Sappiamo, tramite il Crowd Counting Consortium , un progetto che vede gemellate le università di Harvard e quella del Connetcticut, che questo sentimento di tracollo e sconfitta è più delle elite, che non della base : nelle prime settimane del Trump 2.0 ci sono state più proteste che durante lo stesso periodo della prima amministrazione Trump . Quello che mancava era un grande evento che attirasse l’attenzione, la manifestazione tenutasi a Washington, con i suoi oltre 100.000 partecipanti ha sanato questa mancanza.
L’entusiasmo per una così grande partecipazione, grande e diversificata, ha resuscitato l’entusiasmo anche per quel “numero magico” dello studio di Erica Chenoweth e Maria Stephan in base al quale una partecipazione a manifestazioni non violente del 3,5% di popolazione permetterebbe di cambiare il corso delle cose.
Il tre e mezzo per cento di popolazione significa che 11 milioni di persone dovrebbero scendere in strada, se consideriamo che la Marcia delle donne, evento considerato di successo, vede la partecipazione di circa 4 milioni di persone e che la prima Giornata della Terra, un evento storico negli anni ‘70 tenutosi in una unica giornata, portò in piazza “solo” 20 milioni di persone, si comprende la difficoltà di raggiungere questi numeri.

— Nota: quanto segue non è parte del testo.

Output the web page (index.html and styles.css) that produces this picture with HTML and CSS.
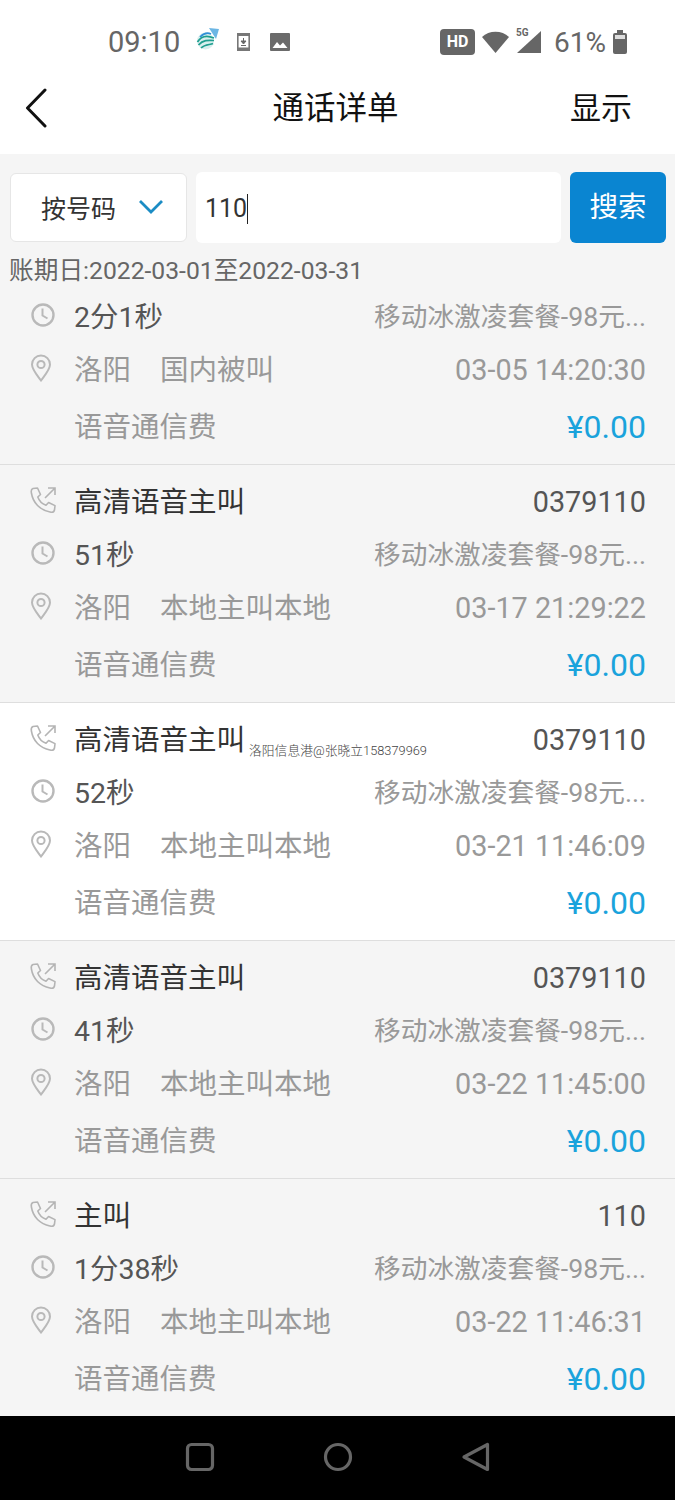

La stessa Chenoweth avverte, d’altronde, che quel numero è solo indicativo non è certo una ferrea legge o un numero da raggiungere obbligatoriamente.
C’è da considerare, poi, che molti movimenti, anche numericamente meno imponenti, hanno comunque ottenuto successo, per non dire del fatto che quella fatidica soglia può essere meglio inquadrata come “una tendenza storica” e venne misurata in un periodo in cui nessuno era ancora consapevole della sua validità, mentre adesso che si è consapevoli di questa soglia ci si potrebbe mobilitare proprio per raggiungerla,e, al contrario, chi detiene il potere potrebbe muoversi proprio per impedire, ad ogni costo, che chi si oppone e protesta la raggiunga.
In ogni caso, protesta e resistenza non sono la stessa cosa: la prima, per definizione, accetta le autorità esistenti e chiede il cambiamento; la resistenza, invece, non riconosce necessariamente la legittimità dei poteri costituiti – ed era proprio a quest’ultima che Chenoweth e Stephan stavano guardando.
Le proteste, raramente, portano ad un cambiamento immediato; come spiega lo scrittore ed attivista LA Kauffman : l’unico caso in cui è avvenuto è stato…senza che si riempissero le piazze, quando nel 1941 il leader per i diritti civili Philip Randolph minacciò, per ottenere la fine delle discriminazioni razziali nell’industria bellica e neell’esercito, di dare inizio ad una protesta su larga scale, dopo che una marcia si tenne a Washington, Roosvelt intervenne subito con un ordine esecutivo che segnava la fine delle discriminazioni nel settore militare.
Tuttavia, un cambiamento politico immediato non è l’unico parametro di successo. Soprattutto alla luce della posizione disfattista delle élite all’inizio di quest’anno, le persone che escono allo scoperto e si riconoscono l’un l’altro possono essere un grande stimolo per il morale. Ciò che così spesso viene liquidato come performativo – musica, tamburi, persone che sfilano con cartelli fatti a mano per farsi fotografare da altri – non è una questione di narcisismo collettivo; piuttosto, come è è stato riconosciuto da molti pensatori moderni, a cominciare da Rousseau, costituisce una parte importante nella costruzione della comunità. I festival, politicamente ispirati e stimolanti, non sono uno spettacolo di contorno, frivolo ma consentono ai cittadini di riconoscersi l’un l’altro, di ritrovarsi, di riconoscersi nei sentimenti degli altri (molti ribollono di rabbia!) e di riconoscere il loro impegno.